**WHAT TO PRODUCE:** Output the data below in full, byte for byte. Nothing may differ.
* begin *
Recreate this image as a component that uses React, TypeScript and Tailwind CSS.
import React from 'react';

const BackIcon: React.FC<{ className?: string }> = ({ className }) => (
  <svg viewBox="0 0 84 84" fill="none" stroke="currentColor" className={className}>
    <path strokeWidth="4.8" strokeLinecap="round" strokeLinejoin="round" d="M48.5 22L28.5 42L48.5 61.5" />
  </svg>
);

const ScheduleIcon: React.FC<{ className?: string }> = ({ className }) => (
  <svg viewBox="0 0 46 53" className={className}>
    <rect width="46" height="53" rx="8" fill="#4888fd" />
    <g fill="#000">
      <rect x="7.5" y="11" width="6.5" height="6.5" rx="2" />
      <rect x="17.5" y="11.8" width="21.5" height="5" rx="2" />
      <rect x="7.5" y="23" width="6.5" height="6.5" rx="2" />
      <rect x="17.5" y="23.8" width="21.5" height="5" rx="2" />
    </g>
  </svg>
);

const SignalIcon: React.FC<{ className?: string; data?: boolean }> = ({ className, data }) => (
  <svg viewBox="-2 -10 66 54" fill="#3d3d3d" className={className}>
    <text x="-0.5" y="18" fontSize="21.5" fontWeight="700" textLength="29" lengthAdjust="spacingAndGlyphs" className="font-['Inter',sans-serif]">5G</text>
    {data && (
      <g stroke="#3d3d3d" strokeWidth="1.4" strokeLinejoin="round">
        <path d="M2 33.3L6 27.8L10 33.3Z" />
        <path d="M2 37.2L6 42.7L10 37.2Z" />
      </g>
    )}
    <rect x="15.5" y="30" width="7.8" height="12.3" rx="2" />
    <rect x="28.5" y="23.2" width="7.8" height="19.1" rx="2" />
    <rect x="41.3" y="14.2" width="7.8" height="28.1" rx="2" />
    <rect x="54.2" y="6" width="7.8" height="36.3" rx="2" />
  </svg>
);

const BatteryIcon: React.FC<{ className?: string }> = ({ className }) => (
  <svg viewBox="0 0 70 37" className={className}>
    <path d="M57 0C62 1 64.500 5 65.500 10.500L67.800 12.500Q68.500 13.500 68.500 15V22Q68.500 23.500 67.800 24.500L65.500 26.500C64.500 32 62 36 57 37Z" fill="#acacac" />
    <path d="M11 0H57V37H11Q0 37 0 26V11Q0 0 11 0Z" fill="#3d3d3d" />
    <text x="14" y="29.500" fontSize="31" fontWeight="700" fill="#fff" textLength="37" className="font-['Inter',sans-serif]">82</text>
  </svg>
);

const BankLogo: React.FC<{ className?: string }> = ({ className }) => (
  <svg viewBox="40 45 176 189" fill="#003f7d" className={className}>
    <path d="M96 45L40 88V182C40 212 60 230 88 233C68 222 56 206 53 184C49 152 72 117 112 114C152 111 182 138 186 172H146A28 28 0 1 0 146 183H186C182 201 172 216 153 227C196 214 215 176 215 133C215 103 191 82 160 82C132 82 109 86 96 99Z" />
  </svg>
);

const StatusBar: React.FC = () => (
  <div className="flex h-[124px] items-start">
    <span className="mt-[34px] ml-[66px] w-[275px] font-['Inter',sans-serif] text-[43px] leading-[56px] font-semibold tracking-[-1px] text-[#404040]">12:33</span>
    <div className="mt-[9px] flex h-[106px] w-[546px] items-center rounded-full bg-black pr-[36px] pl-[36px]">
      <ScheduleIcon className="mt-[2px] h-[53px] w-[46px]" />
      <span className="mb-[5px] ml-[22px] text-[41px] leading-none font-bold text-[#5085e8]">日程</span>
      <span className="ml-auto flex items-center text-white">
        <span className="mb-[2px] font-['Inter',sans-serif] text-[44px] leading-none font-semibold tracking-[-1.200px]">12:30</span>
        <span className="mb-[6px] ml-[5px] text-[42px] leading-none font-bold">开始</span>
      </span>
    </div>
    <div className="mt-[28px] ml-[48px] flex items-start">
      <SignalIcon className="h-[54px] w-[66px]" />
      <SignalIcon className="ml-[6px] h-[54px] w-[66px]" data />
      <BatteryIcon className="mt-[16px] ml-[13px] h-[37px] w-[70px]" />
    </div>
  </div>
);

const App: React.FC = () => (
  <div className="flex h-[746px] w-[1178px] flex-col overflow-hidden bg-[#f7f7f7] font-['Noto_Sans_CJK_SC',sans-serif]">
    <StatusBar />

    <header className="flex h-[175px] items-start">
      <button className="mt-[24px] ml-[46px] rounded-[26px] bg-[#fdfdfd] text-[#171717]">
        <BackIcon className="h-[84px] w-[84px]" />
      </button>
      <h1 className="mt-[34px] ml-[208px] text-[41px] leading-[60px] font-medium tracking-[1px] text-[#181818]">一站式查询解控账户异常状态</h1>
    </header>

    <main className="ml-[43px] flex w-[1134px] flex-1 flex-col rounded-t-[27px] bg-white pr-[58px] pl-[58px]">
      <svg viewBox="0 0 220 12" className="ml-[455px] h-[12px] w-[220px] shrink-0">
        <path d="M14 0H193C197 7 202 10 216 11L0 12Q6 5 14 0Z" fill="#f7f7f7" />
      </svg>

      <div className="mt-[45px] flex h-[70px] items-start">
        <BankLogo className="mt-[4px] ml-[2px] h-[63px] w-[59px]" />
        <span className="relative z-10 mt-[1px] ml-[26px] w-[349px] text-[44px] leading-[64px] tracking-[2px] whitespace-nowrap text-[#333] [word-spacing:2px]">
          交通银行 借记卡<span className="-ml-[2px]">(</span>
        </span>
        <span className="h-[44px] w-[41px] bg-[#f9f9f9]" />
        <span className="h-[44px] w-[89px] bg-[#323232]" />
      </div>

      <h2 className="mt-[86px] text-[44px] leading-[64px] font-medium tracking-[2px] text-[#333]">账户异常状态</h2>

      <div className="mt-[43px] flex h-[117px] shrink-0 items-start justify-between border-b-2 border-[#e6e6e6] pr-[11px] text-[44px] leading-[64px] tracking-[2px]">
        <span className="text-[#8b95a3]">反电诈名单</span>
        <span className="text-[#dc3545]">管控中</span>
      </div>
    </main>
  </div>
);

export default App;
* end *
**COMPLETED EXERCISE:**
Recreate this image as a component that uses React, TypeScript and Tailwind CSS.
import React from 'react';

const BackIcon: React.FC<{ className?: string }> = ({ className }) => (
  <svg viewBox="0 0 84 84" fill="none" stroke="currentColor" className={className}>
    <path strokeWidth="4.8" strokeLinecap="round" strokeLinejoin="round" d="M48.5 22L28.5 42L48.5 61.5" />
  </svg>
);

const ScheduleIcon: React.FC<{ className?: string }> = ({ className }) => (
  <svg viewBox="0 0 46 53" className={className}>
    <rect width="46" height="53" rx="8" fill="#4888fd" />
    <g fill="#000">
      <rect x="7.5" y="11" width="6.5" height="6.5" rx="2" />
      <rect x="17.5" y="11.8" width="21.5" height="5" rx="2" />
      <rect x="7.5" y="23" width="6.5" height="6.5" rx="2" />
      <rect x="17.5" y="23.8" width="21.5" height="5" rx="2" />
    </g>
  </svg>
);

const SignalIcon: React.FC<{ className?: string; data?: boolean }> = ({ className, data }) => (
  <svg viewBox="-2 -10 66 54" fill="#3d3d3d" className={className}>
    <text x="-0.5" y="18" fontSize="21.5" fontWeight="700" textLength="29" lengthAdjust="spacingAndGlyphs" className="font-['Inter',sans-serif]">5G</text>
    {data && (
      <g stroke="#3d3d3d" strokeWidth="1.4" strokeLinejoin="round">
        <path d="M2 33.3L6 27.8L10 33.3Z" />
        <path d="M2 37.2L6 42.7L10 37.2Z" />
      </g>
    )}
    <rect x="15.5" y="30" width="7.8" height="12.3" rx="2" />
    <rect x="28.5" y="23.2" width="7.8" height="19.1" rx="2" />
    <rect x="41.3" y="14.2" width="7.8" height="28.1" rx="2" />
    <rect x="54.2" y="6" width="7.8" height="36.3" rx="2" />
  </svg>
);

const BatteryIcon: React.FC<{ className?: string }> = ({ className }) => (
  <svg viewBox="0 0 70 37" className={className}>
    <path d="M57 0C62 1 64.500 5 65.500 10.500L67.800 12.500Q68.500 13.500 68.500 15V22Q68.500 23.500 67.800 24.500L65.500 26.500C64.500 32 62 36 57 37Z" fill="#acacac" />
    <path d="M11 0H57V37H11Q0 37 0 26V11Q0 0 11 0Z" fill="#3d3d3d" />
    <text x="14" y="29.500" fontSize="31" fontWeight="700" fill="#fff" textLength="37" className="font-['Inter',sans-serif]">82</text>
  </svg>
);

const BankLogo: React.FC<{ className?: string }> = ({ className }) => (
  <svg viewBox="40 45 176 189" fill="#003f7d" className={className}>
    <path d="M96 45L40 88V182C40 212 60 230 88 233C68 222 56 206 53 184C49 152 72 117 112 114C152 111 182 138 186 172H146A28 28 0 1 0 146 183H186C182 201 172 216 153 227C196 214 215 176 215 133C215 103 191 82 160 82C132 82 109 86 96 99Z" />
  </svg>
);

const StatusBar: React.FC = () => (
  <div className="flex h-[124px] items-start">
    <span className="mt-[34px] ml-[66px] w-[275px] font-['Inter',sans-serif] text-[43px] leading-[56px] font-semibold tracking-[-1px] text-[#404040]">12:33</span>
    <div className="mt-[9px] flex h-[106px] w-[546px] items-center rounded-full bg-black pr-[36px] pl-[36px]">
      <ScheduleIcon className="mt-[2px] h-[53px] w-[46px]" />
      <span className="mb-[5px] ml-[22px] text-[41px] leading-none font-bold text-[#5085e8]">日程</span>
      <span className="ml-auto flex items-center text-white">
        <span className="mb-[2px] font-['Inter',sans-serif] text-[44px] leading-none font-semibold tracking-[-1.200px]">12:30</span>
        <span className="mb-[6px] ml-[5px] text-[42px] leading-none font-bold">开始</span>
      </span>
    </div>
    <div className="mt-[28px] ml-[48px] flex items-start">
      <SignalIcon className="h-[54px] w-[66px]" />
      <SignalIcon className="ml-[6px] h-[54px] w-[66px]" data />
      <BatteryIcon className="mt-[16px] ml-[13px] h-[37px] w-[70px]" />
    </div>
  </div>
);

const App: React.FC = () => (
  <div className="flex h-[746px] w-[1178px] flex-col overflow-hidden bg-[#f7f7f7] font-['Noto_Sans_CJK_SC',sans-serif]">
    <StatusBar />

    <header className="flex h-[175px] items-start">
      <button className="mt-[24px] ml-[46px] rounded-[26px] bg-[#fdfdfd] text-[#171717]">
        <BackIcon className="h-[84px] w-[84px]" />
      </button>
      <h1 className="mt-[34px] ml-[208px] text-[41px] leading-[60px] font-medium tracking-[1px] text-[#181818]">一站式查询解控账户异常状态</h1>
    </header>

    <main className="ml-[43px] flex w-[1134px] flex-1 flex-col rounded-t-[27px] bg-white pr-[58px] pl-[58px]">
      <svg viewBox="0 0 220 12" className="ml-[455px] h-[12px] w-[220px] shrink-0">
        <path d="M14 0H193C197 7 202 10 216 11L0 12Q6 5 14 0Z" fill="#f7f7f7" />
      </svg>

      <div className="mt-[45px] flex h-[70px] items-start">
        <BankLogo className="mt-[4px] ml-[2px] h-[63px] w-[59px]" />
        <span className="relative z-10 mt-[1px] ml-[26px] w-[349px] text-[44px] leading-[64px] tracking-[2px] whitespace-nowrap text-[#333] [word-spacing:2px]">
          交通银行 借记卡<span className="-ml-[2px]">(</span>
        </span>
        <span className="h-[44px] w-[41px] bg-[#f9f9f9]" />
        <span className="h-[44px] w-[89px] bg-[#323232]" />
      </div>

      <h2 className="mt-[86px] text-[44px] leading-[64px] font-medium tracking-[2px] text-[#333]">账户异常状态</h2>

      <div className="mt-[43px] flex h-[117px] shrink-0 items-start justify-between border-b-2 border-[#e6e6e6] pr-[11px] text-[44px] leading-[64px] tracking-[2px]">
        <span className="text-[#8b95a3]">反电诈名单</span>
        <span className="text-[#dc3545]">管控中</span>
      </div>
    </main>
  </div>
);

export default App;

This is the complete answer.